After the liberalisation of South Africa's trade, the whole scenario changed - not
only was the industry driven by the consumer, but the industry suddenly had to
compete on a global basis and input costs - specially labour, increased
substantially.
The above, together with other structural changes, posed a tremendous
challenge to companies in this industry, and a substantial number could not meet
these challenges effectively. This gave rise to a new partner in this industry - the
informal clothing manufacturing industry.
In order to survive and compete globally, manufacturers had to equal or better
international competitors and find their specific markets.
The above implied that the following issues had to be addressed:
• Backlog on capital spending
• Increase in productivity
• Increasing quality
• Sourcing cheaper raw materials of high quality
• Funding
• Focusing on niche markets
• Implementing best practises according to international standards
• Utilising the depreciation of the local currency.
Unfortunately, a large number of local companies were not able to adapt due to:
• Absence of management skills
• Inability to fund the period of change
• Lack and deterioration of market
• Lack of critical mass in terms of volume.
At present, a large number of the companies have successfully adapted and are
profitable. The future of the textile and clothing industry does not look bleak at all,
and exciting growth and employment opportunities exist, given that the following
issues can be addressed:
• The cost of labour, especially with regards to the HIV/AIDS issue.
• Addressing the standard of management.
• Creating and implementing a unified strategy with strategic alliances under
strong leadership.
• Utilising the new global trade opportunities.
It is the contention of the writer that the Western Cape will see a tremendous growth
in the Textile and Clothing Industry within the near future. International relocation to
South Africa may take place due to favourable export opportunities offered. The
demographic qualities of the Western Cape exceed that of other regions in South
Africa - particularly regarding HIV/AIDS and education. / AFRIKAANSE OPSOMMING: In die verlede is die klere en tekstiel industrie grootliks gekenmerk deur invoer
vervanging. Die verbruikers se keuse in die mark was grootliks bepaal deur die
produsente. Pryse was 'n funksie van die plaaslike kompetisie en
vervaardigingskoste.
Na die liberalisering van die Suid Afrikaanse ekonomie het die situasie drasties
verander. Die mark word nou bepaal deur die verbruiker, en die industrie moes
in 'n internasionale mark kompeteer.

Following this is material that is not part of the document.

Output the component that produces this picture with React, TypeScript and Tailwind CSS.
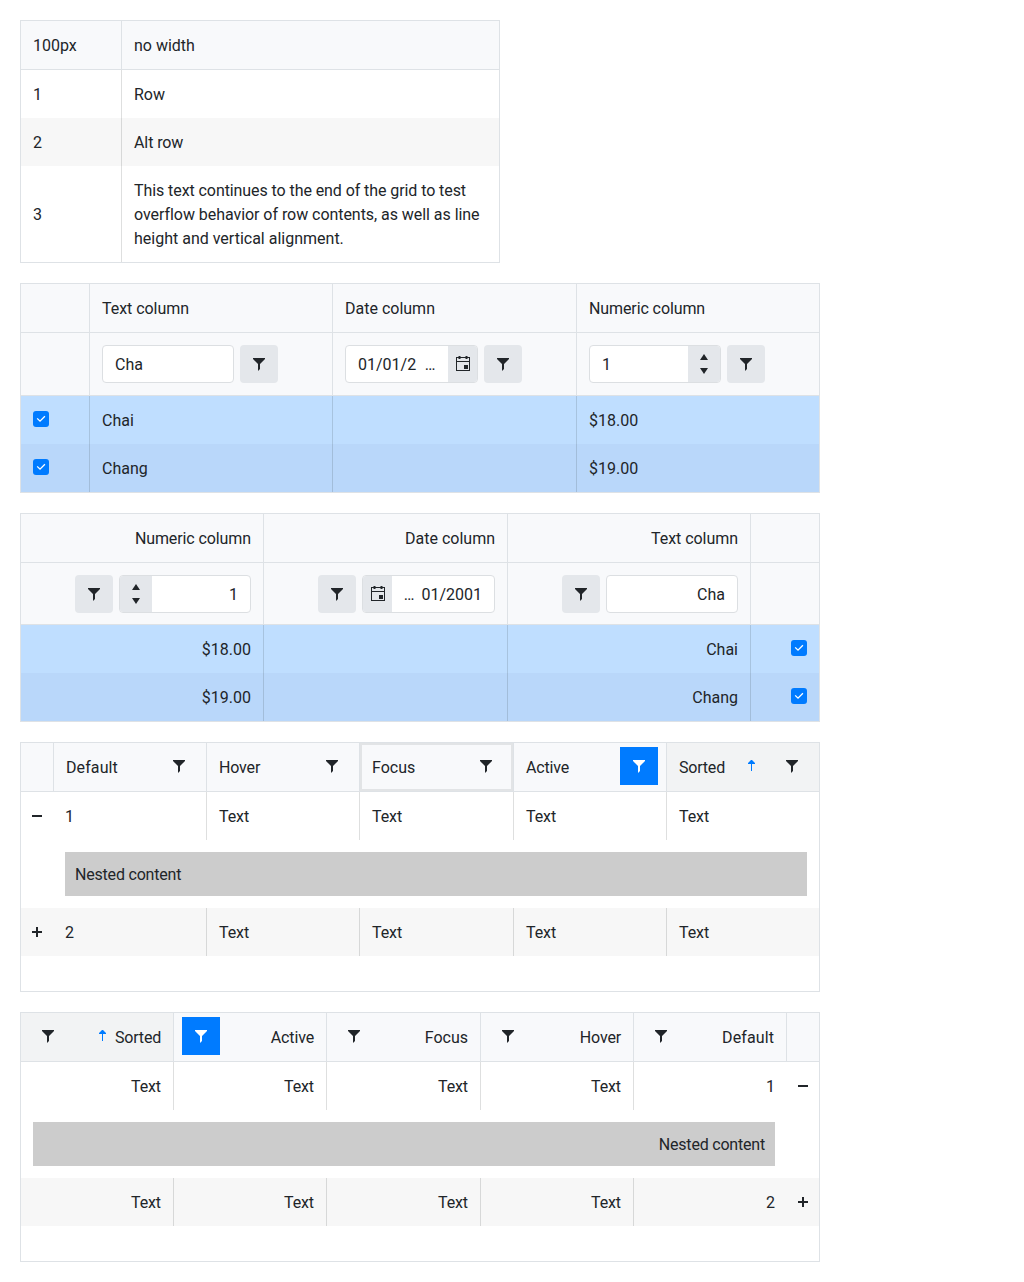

In dieselfde tyd het die koste van arbeid
ook dramaties toegeneem - een van die groot inset kostes in die bedryf.
Bogenoemde en ander strukturele veranderinge het uitdagings aan die plaaslike
industrie daargestel wat nie deur 'n groot aantal plaaslike deelnemers effektief
aangespreek kon word nie. Dit het aanleiding gegee tot die groei van die
informele sektor in die nywerheid.
Ten einde winsgewend te wees in die internasionale arena en te oorleef moes
vervaardigers spesifieke markte identifiseer en spesialiseer.

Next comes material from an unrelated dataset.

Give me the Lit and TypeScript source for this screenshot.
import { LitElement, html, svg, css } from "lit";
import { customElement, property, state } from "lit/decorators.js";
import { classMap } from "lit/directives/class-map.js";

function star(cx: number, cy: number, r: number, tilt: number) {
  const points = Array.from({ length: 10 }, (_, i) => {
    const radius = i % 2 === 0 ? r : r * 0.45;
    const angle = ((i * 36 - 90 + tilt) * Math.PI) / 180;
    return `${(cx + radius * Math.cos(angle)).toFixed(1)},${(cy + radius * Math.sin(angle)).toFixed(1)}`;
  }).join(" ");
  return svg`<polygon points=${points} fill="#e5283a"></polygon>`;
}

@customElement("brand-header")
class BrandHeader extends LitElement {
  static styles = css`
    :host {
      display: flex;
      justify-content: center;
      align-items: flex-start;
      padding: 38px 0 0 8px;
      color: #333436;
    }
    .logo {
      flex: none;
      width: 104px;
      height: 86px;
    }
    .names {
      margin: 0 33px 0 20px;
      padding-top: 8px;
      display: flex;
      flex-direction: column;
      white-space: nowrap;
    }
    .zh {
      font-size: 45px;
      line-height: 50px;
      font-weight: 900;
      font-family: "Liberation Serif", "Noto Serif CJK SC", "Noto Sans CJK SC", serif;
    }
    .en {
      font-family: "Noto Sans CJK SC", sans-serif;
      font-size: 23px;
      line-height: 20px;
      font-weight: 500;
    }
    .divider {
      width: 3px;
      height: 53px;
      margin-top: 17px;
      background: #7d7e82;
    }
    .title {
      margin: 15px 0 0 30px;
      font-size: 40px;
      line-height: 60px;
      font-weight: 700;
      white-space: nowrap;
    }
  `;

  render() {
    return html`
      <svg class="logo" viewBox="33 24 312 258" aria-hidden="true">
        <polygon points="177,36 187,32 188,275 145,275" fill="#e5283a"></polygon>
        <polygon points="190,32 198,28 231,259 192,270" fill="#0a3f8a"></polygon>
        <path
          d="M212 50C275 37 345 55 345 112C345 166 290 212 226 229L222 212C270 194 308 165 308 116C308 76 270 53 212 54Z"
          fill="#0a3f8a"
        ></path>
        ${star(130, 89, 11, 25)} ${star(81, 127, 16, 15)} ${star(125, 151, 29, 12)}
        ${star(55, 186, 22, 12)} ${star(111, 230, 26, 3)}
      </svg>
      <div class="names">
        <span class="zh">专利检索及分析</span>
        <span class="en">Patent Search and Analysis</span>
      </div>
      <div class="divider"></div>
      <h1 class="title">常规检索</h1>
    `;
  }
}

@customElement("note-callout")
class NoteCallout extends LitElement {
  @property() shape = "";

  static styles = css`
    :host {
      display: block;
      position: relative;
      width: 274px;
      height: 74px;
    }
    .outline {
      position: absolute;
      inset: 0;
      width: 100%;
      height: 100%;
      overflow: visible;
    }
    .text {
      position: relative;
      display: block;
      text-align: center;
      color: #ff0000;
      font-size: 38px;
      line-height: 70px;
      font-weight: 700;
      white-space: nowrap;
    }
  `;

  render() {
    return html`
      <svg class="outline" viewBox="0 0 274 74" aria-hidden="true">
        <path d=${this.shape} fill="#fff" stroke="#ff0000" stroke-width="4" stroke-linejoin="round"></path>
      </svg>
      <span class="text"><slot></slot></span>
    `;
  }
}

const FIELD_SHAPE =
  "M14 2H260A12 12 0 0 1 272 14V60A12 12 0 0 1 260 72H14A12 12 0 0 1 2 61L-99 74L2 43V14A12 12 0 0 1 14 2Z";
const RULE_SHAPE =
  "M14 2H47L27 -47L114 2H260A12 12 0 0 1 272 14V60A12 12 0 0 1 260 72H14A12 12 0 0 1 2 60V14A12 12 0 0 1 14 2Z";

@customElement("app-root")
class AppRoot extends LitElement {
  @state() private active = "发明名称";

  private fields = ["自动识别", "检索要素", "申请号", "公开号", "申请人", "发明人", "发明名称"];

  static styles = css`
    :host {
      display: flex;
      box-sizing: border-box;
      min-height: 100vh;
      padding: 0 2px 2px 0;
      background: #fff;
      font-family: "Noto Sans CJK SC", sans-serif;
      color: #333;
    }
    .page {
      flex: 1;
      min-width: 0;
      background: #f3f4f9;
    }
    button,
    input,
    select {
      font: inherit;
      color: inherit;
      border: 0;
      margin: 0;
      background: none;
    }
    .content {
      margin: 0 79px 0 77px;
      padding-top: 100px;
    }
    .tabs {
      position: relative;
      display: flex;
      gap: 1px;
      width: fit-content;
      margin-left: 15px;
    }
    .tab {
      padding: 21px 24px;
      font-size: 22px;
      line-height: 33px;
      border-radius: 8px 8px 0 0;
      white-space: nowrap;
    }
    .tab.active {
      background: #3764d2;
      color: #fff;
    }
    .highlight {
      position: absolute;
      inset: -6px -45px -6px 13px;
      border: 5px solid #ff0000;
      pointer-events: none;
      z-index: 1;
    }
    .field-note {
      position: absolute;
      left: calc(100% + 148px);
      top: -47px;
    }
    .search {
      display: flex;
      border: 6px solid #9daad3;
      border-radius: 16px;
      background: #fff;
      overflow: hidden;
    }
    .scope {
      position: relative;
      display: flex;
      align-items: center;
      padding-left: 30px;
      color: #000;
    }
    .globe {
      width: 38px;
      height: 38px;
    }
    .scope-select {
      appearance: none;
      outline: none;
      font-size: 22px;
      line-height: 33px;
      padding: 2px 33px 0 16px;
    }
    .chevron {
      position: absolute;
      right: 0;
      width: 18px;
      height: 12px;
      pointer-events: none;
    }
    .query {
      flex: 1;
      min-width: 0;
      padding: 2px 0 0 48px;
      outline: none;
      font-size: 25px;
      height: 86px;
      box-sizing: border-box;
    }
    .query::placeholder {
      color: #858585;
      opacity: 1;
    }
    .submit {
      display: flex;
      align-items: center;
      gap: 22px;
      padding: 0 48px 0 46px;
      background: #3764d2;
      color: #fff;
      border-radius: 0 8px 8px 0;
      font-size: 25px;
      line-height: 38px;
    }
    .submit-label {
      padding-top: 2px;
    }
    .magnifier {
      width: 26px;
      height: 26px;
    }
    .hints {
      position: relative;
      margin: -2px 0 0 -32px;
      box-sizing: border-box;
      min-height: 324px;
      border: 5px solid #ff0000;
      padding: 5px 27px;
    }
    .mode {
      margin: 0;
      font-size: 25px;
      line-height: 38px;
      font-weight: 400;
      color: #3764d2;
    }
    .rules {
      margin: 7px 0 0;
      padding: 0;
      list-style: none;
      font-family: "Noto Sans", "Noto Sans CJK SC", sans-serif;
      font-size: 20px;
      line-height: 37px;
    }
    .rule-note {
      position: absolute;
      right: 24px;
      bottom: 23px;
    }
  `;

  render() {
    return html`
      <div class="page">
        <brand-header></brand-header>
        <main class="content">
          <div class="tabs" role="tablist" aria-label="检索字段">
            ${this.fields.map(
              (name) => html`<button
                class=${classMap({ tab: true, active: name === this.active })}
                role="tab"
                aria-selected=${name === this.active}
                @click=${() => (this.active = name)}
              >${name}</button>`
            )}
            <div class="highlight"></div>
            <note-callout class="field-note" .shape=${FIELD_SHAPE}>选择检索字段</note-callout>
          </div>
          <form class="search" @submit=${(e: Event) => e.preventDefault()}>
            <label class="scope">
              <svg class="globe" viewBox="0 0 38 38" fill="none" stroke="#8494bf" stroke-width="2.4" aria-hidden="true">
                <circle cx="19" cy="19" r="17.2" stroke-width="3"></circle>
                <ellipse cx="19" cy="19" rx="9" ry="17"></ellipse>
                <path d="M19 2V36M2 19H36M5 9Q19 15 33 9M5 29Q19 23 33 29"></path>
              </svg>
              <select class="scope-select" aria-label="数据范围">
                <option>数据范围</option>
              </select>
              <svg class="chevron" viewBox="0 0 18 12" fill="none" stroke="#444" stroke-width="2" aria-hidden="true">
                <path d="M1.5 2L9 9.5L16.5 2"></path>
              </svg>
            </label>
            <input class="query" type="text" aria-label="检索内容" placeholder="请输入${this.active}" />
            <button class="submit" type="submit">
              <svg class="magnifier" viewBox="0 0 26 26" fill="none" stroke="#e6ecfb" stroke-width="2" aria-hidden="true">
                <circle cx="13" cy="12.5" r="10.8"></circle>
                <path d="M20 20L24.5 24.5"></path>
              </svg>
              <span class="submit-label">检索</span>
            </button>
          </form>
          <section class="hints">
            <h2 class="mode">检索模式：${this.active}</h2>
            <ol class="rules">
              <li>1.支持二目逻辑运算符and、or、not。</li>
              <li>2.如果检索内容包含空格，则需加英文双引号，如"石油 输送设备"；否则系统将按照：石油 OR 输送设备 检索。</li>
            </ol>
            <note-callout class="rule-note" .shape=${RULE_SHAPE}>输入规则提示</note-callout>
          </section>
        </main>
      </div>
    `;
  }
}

Maatskappye is genoop om die volgende aspekte as 'n saak van oorlewing aan
te spreek:
• Die herinvestering ten opsigte van verouderde vervaardigings toerusting
• Verbetering van produktiwiteit en kwaliteit
• Verkryging van bekostigbare hoë kwaliteit materiaal
• Investering
• Spesialis en niche markte
• Implimentering van wereldklas vervaardigings standaarde
• Strategiese positionering ten opsigte van die verswakking van die rand
wisselkoers
Ongelukkig was 'n groot aantal plaaslike maatskappye nie in staat om aan te pas
nie. Dit kon hoofsaaklik toegeskryf word aan die volgende:
• Gebrek aan bestuursvernuf
• Onvermoë om die oorgangsfase te befonds
• Gebrek aan toepaslike markte
• Onvoldoende omset ten einde kritieke volumes te behaal
• Strukturele koste samestelling
Tans is daar uiters suksesvolle en winsgewende maatskappye in die klere en
tekstiel bedryf. Die toekoms van die bedryf in Suid Afrika is nie duister nie.
Geleentheid vir groei en indiensneming bestaan, mits die volgende aspekte
doeltreffend aangespreek kan word:
• Die koste van arbeid, veral met betrekking tot die addisionele koste
impliasie van HIV/VIGS
• Bestuurskundigheid
• Die effektiewe beplanning en uitvoering van 'n unitêre strategie wat alle
betrokke partye in die industrie betrek
• Die ontsluiting van nuwe wêreld handelsgeleenthede
Dit is die skrywer se opinie dat die Weskaap 'n groei in die bedryf sal beleef.
Oorsese maatskappye mag vervaardigingsfasiliteite in Suid Afrika hervestig as
gevolg van die gunstige uitvoer geleenthede wat Suid Afrika bied. Die
demografiese kwaliteit van die Weskaap is beter as die res van Suid Afrika - veral
wat betref opvoeding en die voorkoms van HIV/VIGS.